Task goal:
Note each line that includes the word "this". Copy those lines.

-- Records for the exercise start --

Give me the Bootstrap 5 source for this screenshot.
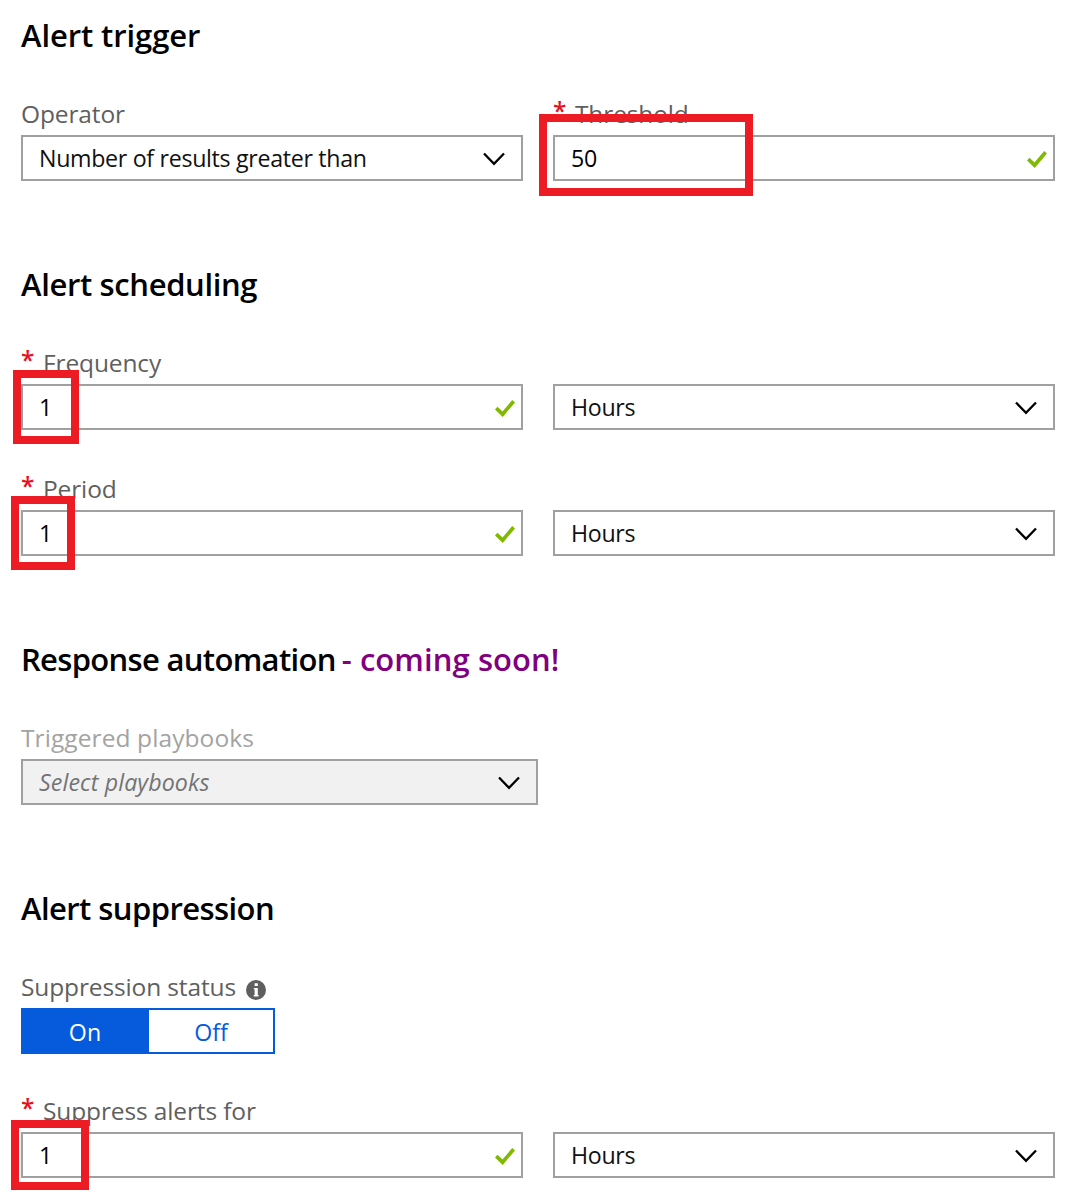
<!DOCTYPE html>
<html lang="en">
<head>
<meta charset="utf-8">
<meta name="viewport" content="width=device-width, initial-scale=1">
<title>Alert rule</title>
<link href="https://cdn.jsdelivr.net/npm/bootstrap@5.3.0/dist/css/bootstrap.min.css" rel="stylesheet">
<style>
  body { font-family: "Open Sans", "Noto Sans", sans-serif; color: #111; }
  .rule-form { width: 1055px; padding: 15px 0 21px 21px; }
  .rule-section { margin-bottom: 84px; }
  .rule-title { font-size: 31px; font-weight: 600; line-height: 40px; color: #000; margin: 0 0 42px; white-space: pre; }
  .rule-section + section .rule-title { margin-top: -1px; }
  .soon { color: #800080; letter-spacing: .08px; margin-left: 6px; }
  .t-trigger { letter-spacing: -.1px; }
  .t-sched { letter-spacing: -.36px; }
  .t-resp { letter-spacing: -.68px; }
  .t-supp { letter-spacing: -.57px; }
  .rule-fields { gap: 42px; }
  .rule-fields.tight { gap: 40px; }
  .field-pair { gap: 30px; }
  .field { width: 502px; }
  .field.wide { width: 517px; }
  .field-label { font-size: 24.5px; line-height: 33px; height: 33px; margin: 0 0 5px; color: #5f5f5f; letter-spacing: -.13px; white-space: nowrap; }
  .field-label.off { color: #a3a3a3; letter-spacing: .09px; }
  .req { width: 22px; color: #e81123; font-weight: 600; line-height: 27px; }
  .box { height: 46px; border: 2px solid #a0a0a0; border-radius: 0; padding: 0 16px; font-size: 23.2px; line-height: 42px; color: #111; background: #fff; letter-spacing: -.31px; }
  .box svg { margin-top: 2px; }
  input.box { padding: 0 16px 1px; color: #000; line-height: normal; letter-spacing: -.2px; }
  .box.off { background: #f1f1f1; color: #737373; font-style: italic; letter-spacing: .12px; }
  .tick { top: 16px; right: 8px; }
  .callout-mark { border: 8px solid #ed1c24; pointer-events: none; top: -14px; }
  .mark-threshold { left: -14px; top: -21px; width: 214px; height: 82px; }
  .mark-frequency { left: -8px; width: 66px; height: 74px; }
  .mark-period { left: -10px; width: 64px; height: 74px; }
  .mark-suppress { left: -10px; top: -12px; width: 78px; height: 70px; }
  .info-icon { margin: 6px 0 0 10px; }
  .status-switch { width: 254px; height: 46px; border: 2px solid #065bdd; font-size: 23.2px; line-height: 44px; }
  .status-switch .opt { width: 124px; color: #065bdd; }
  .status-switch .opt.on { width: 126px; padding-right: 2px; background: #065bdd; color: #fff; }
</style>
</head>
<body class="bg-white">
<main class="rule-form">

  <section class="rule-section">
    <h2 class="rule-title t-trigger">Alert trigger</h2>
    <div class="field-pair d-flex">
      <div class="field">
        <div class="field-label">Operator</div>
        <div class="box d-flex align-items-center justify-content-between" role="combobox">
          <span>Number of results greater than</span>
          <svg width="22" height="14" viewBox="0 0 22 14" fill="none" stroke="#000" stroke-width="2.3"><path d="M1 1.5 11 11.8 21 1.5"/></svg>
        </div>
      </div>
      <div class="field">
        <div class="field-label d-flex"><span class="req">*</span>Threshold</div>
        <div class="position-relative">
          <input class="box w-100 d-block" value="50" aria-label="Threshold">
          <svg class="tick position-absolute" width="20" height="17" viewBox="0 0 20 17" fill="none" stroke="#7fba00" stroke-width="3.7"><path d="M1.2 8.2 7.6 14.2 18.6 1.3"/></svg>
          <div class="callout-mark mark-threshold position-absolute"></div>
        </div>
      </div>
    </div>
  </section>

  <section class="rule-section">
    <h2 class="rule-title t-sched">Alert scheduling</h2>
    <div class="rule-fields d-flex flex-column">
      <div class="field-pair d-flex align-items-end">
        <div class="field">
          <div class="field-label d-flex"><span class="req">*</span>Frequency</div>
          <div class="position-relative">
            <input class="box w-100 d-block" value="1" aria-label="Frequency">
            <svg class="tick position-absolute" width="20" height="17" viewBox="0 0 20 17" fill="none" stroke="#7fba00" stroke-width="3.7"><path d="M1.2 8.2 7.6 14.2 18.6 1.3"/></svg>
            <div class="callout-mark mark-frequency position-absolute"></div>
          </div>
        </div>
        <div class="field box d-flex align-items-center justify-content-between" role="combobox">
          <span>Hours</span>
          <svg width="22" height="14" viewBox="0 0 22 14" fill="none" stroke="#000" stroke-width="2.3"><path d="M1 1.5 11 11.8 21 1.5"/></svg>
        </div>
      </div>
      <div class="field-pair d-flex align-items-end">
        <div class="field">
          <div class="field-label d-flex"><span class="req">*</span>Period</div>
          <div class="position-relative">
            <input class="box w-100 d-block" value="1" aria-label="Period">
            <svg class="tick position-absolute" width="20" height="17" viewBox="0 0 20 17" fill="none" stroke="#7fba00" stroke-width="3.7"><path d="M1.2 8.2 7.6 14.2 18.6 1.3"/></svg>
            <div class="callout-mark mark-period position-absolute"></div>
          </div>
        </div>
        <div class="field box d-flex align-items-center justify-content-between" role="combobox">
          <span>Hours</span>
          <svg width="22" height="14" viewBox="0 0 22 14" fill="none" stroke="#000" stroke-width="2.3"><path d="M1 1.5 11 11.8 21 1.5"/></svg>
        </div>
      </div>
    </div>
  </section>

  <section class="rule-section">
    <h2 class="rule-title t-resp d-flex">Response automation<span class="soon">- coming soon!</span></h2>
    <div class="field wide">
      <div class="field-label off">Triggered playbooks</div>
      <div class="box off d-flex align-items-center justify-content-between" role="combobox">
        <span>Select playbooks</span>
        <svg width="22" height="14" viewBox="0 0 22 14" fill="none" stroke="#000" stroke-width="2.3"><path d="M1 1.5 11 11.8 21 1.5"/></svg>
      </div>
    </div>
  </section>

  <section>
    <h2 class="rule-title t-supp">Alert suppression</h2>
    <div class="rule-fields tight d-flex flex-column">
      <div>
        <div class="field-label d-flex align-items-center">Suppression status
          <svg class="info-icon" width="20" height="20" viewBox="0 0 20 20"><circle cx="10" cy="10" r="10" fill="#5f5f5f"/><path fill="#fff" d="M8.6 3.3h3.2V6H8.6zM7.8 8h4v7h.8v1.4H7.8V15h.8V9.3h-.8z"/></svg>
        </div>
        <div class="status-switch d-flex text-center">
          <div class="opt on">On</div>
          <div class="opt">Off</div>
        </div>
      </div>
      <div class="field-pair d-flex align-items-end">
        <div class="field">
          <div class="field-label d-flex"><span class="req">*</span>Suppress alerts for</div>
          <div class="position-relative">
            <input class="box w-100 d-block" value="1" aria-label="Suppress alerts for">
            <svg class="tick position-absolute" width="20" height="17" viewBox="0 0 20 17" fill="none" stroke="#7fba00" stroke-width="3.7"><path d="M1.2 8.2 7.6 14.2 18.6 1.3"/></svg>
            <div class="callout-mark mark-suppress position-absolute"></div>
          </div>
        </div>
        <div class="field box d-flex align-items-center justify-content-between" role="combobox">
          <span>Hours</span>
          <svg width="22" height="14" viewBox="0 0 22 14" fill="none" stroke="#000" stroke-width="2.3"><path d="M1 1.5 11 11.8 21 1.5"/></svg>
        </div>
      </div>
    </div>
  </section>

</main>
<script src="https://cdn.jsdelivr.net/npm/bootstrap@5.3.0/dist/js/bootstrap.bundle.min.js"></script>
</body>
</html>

-- Records for the exercise end --
-- Records for the exercise start --

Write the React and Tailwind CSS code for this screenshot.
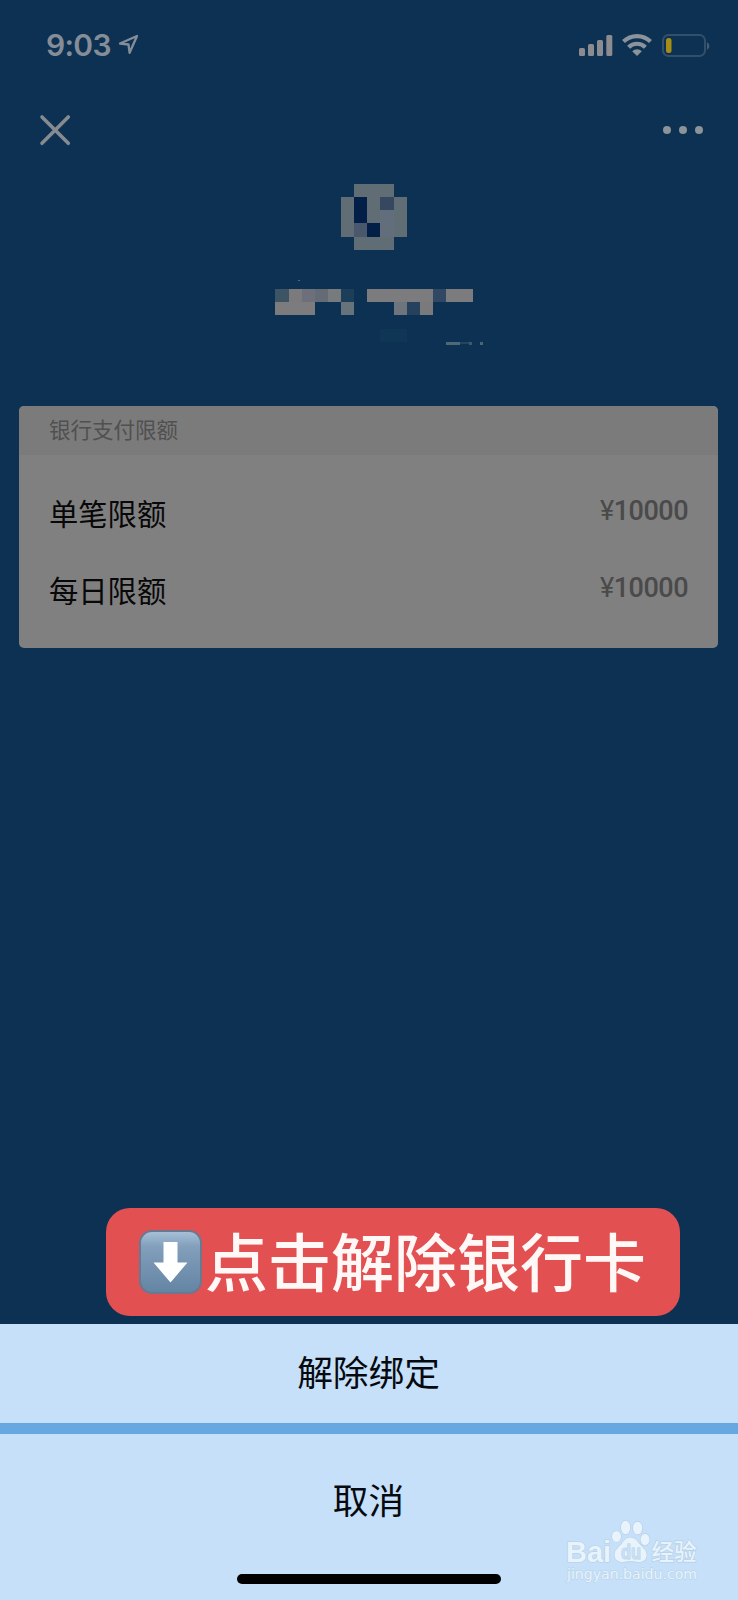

-- Records for the exercise end --

Solution:
Give me the Bootstrap 5 source for this screenshot.
Write the React and Tailwind CSS code for this screenshot.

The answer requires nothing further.